Entretanto, várias organizações já se expressaram sobre o resultado anunciado esta quarta-feira pelo projeto Event Horizon Telescope. A diretora da Fundação Nacional da Ciência norte-americana, France Córdova, disse em comunicado de imprensa: “Este é um grande dia para a astrofísica. Estamos a ver o invisível. Os buracos negros excitaram a imaginações durante décadas. Têm propriedades exóticas e são misteriosos para nós. No entanto, com mais observações como esta, eles começam a revelar os seus segredos”.
Ramesh Narayan, professor da Universidade de Harvard e líder da equipa teórica por detrás do Event Horizon Telescope, também já se pronunciou sobre o anúncio: “Durante décadas, estudamos como os buracos negros engolem o material e potencializam os corações das galáxias.
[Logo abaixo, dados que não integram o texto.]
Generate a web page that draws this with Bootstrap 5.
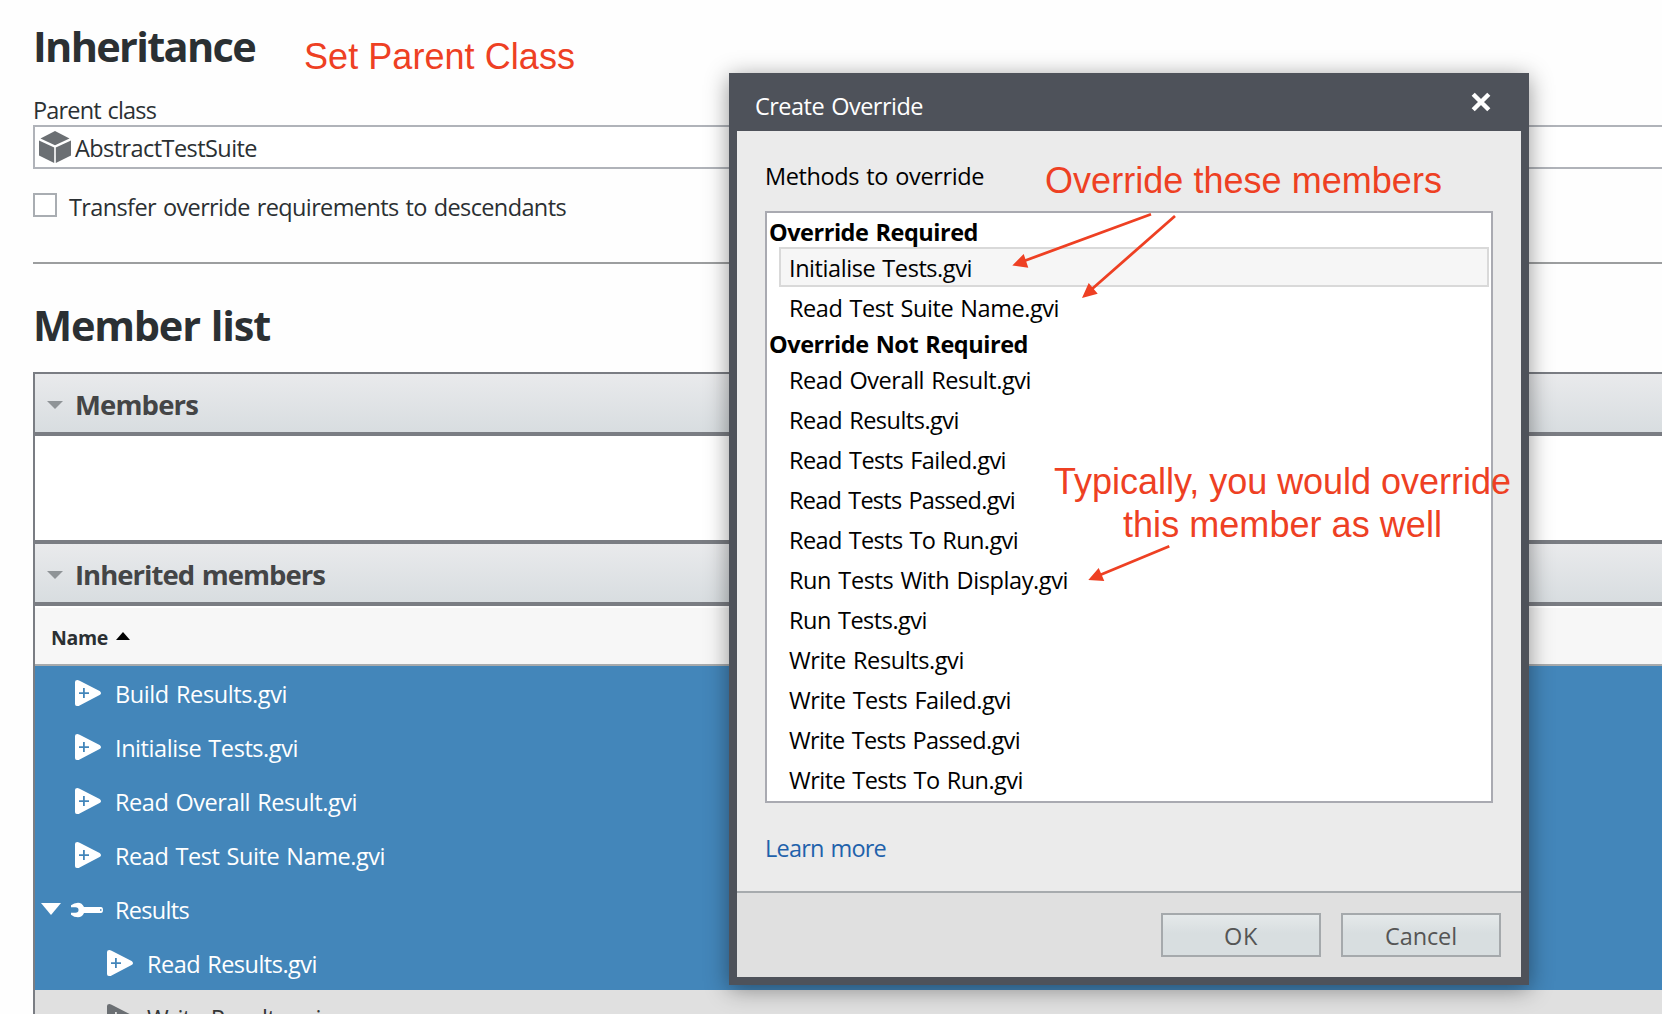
<!DOCTYPE html>
<html lang="en">
<head>
<meta charset="utf-8">
<title>Create Override</title>
<link href="https://cdn.jsdelivr.net/npm/bootstrap@5.3.0/dist/css/bootstrap.min.css" rel="stylesheet">
<style>
body{font-family:"Open Sans","Noto Sans",sans-serif;font-size:23.5px;line-height:1.3;color:#2b3033;background:#fefefe;height:1014px;overflow:hidden;white-space:nowrap;word-spacing:1.5px}
svg{display:block;flex:none}
.page-pane{padding:21px 0 0 33px;height:1014px;overflow:hidden}
.page-title{font-size:41.5px;line-height:50px;font-weight:700;color:#2b3033;margin:0}
.field-label{line-height:34px;height:32px;margin-top:22px}
.class-field{height:44px;border:2px solid #b0b3b9;border-right:0;background:#fff;padding:3px 0 0 4px}
.class-field svg{margin-top:-3px}
.class-name{margin-left:4px}
.transfer-row{height:24px;margin-top:24px}
.tick-box{width:24px;height:24px;border:2px solid #a9adb2;background:#fff;margin-right:12px}
.divider{height:2px;background:#9c9e9f;margin-top:45px}
.list-title{margin-top:36px}
.member-table{border-left:2px solid #7a7d83;border-top:2px solid #7a7d83;margin-top:22px;background:#fff}
.section-head{height:62px;border-bottom:4px solid #7a7d83;background:linear-gradient(#e9eaec,#d8dde0);font-size:27.5px;font-weight:700;color:#444546;padding:4px 0 0 12px}
.section-head svg{margin:0 12px 0 0}
.section-blank{height:108px;border-bottom:4px solid #7a7d83}
.name-head{height:60px;border-top:2px solid #fff;border-bottom:2px solid #a7aaac;background:#f7f7f7;font-size:19.5px;font-weight:700;padding:4px 0 0 16px}
.name-head svg{margin:-4px 0 0 8px}
.tree-item{height:54px;background:#4386ba;color:#fff;padding:3px 0 0 40px}
.tree-item svg{margin-top:-4px}
.tree-item .lbl{margin-left:14px}
.tree-parent{padding-left:6px}
.tree-parent .wrench{margin:-1px 0 0 10px}
.tree-parent .lbl{margin-left:12px}
.tree-child{padding-left:72px}
.tree-plain{background:#e0e0e0;color:#333637}
.dlg{left:729px;top:73px;width:800px;height:912px;background:#ebebeb;border:8px solid #4e525a;border-top:0;box-shadow:0 4px 22px rgba(0,0,0,.42);color:#000}
.dlg-title{height:58px;background:#4e525a;color:#fff;padding:8px 30px 0 18px}
.dlg-title svg{margin-top:-9px}
.dlg-main{height:760px;padding:29px 28px 0}
.dlg-main .intro{line-height:33px;height:32px}
.method-list{height:592px;margin-top:19px;border:2px solid #a9aab1;background:#fff;padding:2px 2px 0}
.group-name{height:32px;line-height:32px;padding-top:1px;font-weight:700}
.method{height:40px;line-height:40px;padding:1px 0 0 10px;margin-left:10px}
.method.sel{border:2px solid #d9d9d9;background:#f6f6f6;line-height:37px;padding:1px 0 0 8px}
.learn{display:inline-block;line-height:32px;margin-top:29px;color:#1f62ab;text-decoration:none}
.dlg-foot{height:86px;border-top:2px solid #a7abae;background:#e0e0e0;padding:0 20px 0 0;gap:20px}
.dlg-btn{width:160px;height:44px;border:2px solid #a5a9ac;border-radius:0;background:linear-gradient(#e5e9ea,#d8dee0 45%,#d8dee0);color:#555;font-size:23.5px;line-height:40px;padding:1px 0 0}
.note{font-family:"Liberation Sans",Arial,sans-serif;font-size:36px;line-height:43px;color:#ee4023;text-align:center;word-spacing:0}
.note-parent{left:304px;top:35px}
.note-these{left:1045px;top:159px}
.note-typical{left:1054px;top:460px}
.arrows{left:0;top:0;pointer-events:none}
</style>
</head>
<body>
<svg width="0" height="0" class="position-absolute">
  <symbol id="vi" viewBox="0 0 26 26"><path fill="currentColor" fill-rule="evenodd" d="M0 2Q0 0 2.4 0Q3.2 0 4.6.8L24.6 11Q26 12 26 13.2Q26 14.2 24.6 15L4.6 25.4Q3 26.300 1.800 26Q0 26 0 24ZM8 8v4.200H4v1.700h4v4.200h1.800v-4.200h4.200v-1.700H9.800V8Z"/></symbol>
</svg>
<main class="page-pane">
  <h1 class="page-title"><span data-w="222">Inheritance</span></h1>
  <div class="field-label"><span data-w="123">Parent class</span></div>
  <div class="class-field d-flex align-items-center">
    <svg width="32" height="32" viewBox="0 0 32 32" fill="#6b6f73"><path d="M16 0 30.500 7.500 16 14.300 1.500 7.500Z"/><path d="M0 9.500 15.200 16.500V32L0 24.500Z"/><path d="M32 9.500 16.800 16.500V32L32 24.500Z"/></svg>
    <span class="class-name" data-w="182">AbstractTestSuite</span>
  </div>
  <div class="transfer-row d-flex align-items-center"><span class="tick-box"></span><span data-w="497" class="pt-1">Transfer override requirements to descendants</span></div>
  <div class="divider"></div>
  <h1 class="page-title list-title"><span data-w="237">Member list</span></h1>
  <section class="member-table">
    <div class="section-head d-flex align-items-center"><svg width="16" height="8"><path d="M0 0H16L8 8Z" fill="#8f9497"/></svg><span data-w="123">Members</span></div>
    <div class="section-blank"></div>
    <div class="section-head d-flex align-items-center"><svg width="16" height="8"><path d="M0 0H16L8 8Z" fill="#8f9497"/></svg><span data-w="250">Inherited members</span></div>
    <div class="name-head d-flex align-items-center"><span data-w="57">Name</span><svg width="14" height="8"><path d="M0 8H14L7 0Z" fill="#000"/></svg></div>
    <div class="tree-item d-flex align-items-center"><svg width="26" height="26"><use href="#vi"/></svg><span class="lbl" data-w="172">Build Results.gvi</span></div>
    <div class="tree-item d-flex align-items-center"><svg width="26" height="26"><use href="#vi"/></svg><span class="lbl" data-w="183">Initialise Tests.gvi</span></div>
    <div class="tree-item d-flex align-items-center"><svg width="26" height="26"><use href="#vi"/></svg><span class="lbl" data-w="242">Read Overall Result.gvi</span></div>
    <div class="tree-item d-flex align-items-center"><svg width="26" height="26"><use href="#vi"/></svg><span class="lbl" data-w="270">Read Test Suite Name.gvi</span></div>
    <div class="tree-item tree-parent d-flex align-items-center"><svg width="20" height="12"><path d="M0 0H20L10 12Z" fill="#fff"/></svg><svg class="wrench" width="32" height="16" viewBox="0 0 32 16"><path fill="#fff" fill-rule="evenodd" d="M0 3.200Q3 .7 7 .7Q11 .7 13 5H30Q32 5 32 8Q32 11 30 11H13Q11 15.300 7 15.300Q3 15.300 0 12.800V10.800H4.500Q7.500 10.800 7.500 8Q7.500 5.200 4.500 5.200H0ZM29 7.200v1.600h1.500V7.200Z"/></svg><span class="lbl" data-w="74">Results</span></div>
    <div class="tree-item tree-child d-flex align-items-center"><svg width="26" height="26"><use href="#vi"/></svg><span class="lbl" data-w="170">Read Results.gvi</span></div>
    <div class="tree-item tree-child tree-plain d-flex align-items-center"><svg width="26" height="26" color="#6b6f73"><use href="#vi"/></svg><span class="lbl" data-w="174">Write Results.gvi</span></div>
  </section>
</main>

<div class="dlg position-absolute" role="dialog">
  <div class="dlg-title d-flex align-items-center justify-content-between"><span data-w="168">Create Override</span>
    <svg width="20" height="20"><path d="M2.200 2.200 17.800 17.800M17.800 2.200 2.200 17.800" stroke="#fff" stroke-width="4.400"/></svg></div>
  <div class="dlg-main">
    <div class="intro"><span data-w="219">Methods to override</span></div>
    <div class="method-list">
      <div class="group-name"><span data-w="209">Override Required</span></div>
      <div class="method sel"><span data-w="183">Initialise Tests.gvi</span></div>
      <div class="method"><span data-w="270">Read Test Suite Name.gvi</span></div>
      <div class="group-name"><span data-w="259">Override Not Required</span></div>
      <div class="method"><span data-w="242">Read Overall Result.gvi</span></div>
      <div class="method"><span data-w="170">Read Results.gvi</span></div>
      <div class="method"><span data-w="217">Read Tests Failed.gvi</span></div>
      <div class="method"><span data-w="226">Read Tests Passed.gvi</span></div>
      <div class="method"><span data-w="229">Read Tests To Run.gvi</span></div>
      <div class="method"><span data-w="279">Run Tests With Display.gvi</span></div>
      <div class="method"><span data-w="138">Run Tests.gvi</span></div>
      <div class="method"><span data-w="175">Write Results.gvi</span></div>
      <div class="method"><span data-w="222">Write Tests Failed.gvi</span></div>
      <div class="method"><span data-w="231">Write Tests Passed.gvi</span></div>
      <div class="method"><span data-w="234">Write Tests To Run.gvi</span></div>
    </div>
    <a class="learn" href="#"><span data-w="121">Learn more</span></a>
  </div>
  <div class="dlg-foot d-flex align-items-center justify-content-end">
    <button class="btn dlg-btn" type="button"><span data-w="34">OK</span></button>
    <button class="btn dlg-btn" type="button"><span data-w="72">Cancel</span></button>
  </div>
</div>

<div class="note note-parent position-absolute"><span data-w="271">Set Parent Class</span></div>
<div class="note note-these position-absolute"><span data-w="397">Override these members</span></div>
<div class="note note-typical position-absolute"><span data-w="457">Typically, you would override</span><br><span data-w="319">this member as well</span></div>
<svg class="arrows position-absolute" width="1662" height="1014" fill="#ee4023" stroke="#ee4023">
  <path d="M1151 214.300 1024 261M1175 216 1092 289M1169.300 546.300 1100 575" stroke-width="2.800" fill="none"/>
  <path stroke="none" d="M1012.300 265.600 1023.700 254 1028.300 267.700ZM1082 298 1088.700 283 1097.700 293.700ZM1088.300 580 1098.700 568 1104.300 581Z"/>
</svg>
<script src="https://cdn.jsdelivr.net/npm/bootstrap@5.3.0/dist/js/bootstrap.bundle.min.js"></script>
<script>
// Track each label so it spans its declared width
document.querySelectorAll('[data-w]').forEach(function (el) {
  var n = el.textContent.length;
  el.style.letterSpacing = ((+el.dataset.w - el.getBoundingClientRect().width) / n).toFixed(3) + 'px';
});
</script>
</body>
</html>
Para finalmente ver um buraco negro em ação, dobrando a luz num anel brilhante, há uma confirmação de tirar o fôlego de que buracos negros supermassivos existem e combinam com a aparência das nossas simulações”.
“Isto cumpre o nosso sonho de tirar a primeira foto de um buraco negro”, prosseguiu Sheperd S. Doeleman, diretor do projeto: “Agora temos acesso a um laboratório cósmico de extrema gravidade, onde podemos testar a teoria da relatividade geral de Einstein e desafiar nossas suposições fundamentais sobre espaço e tempo”.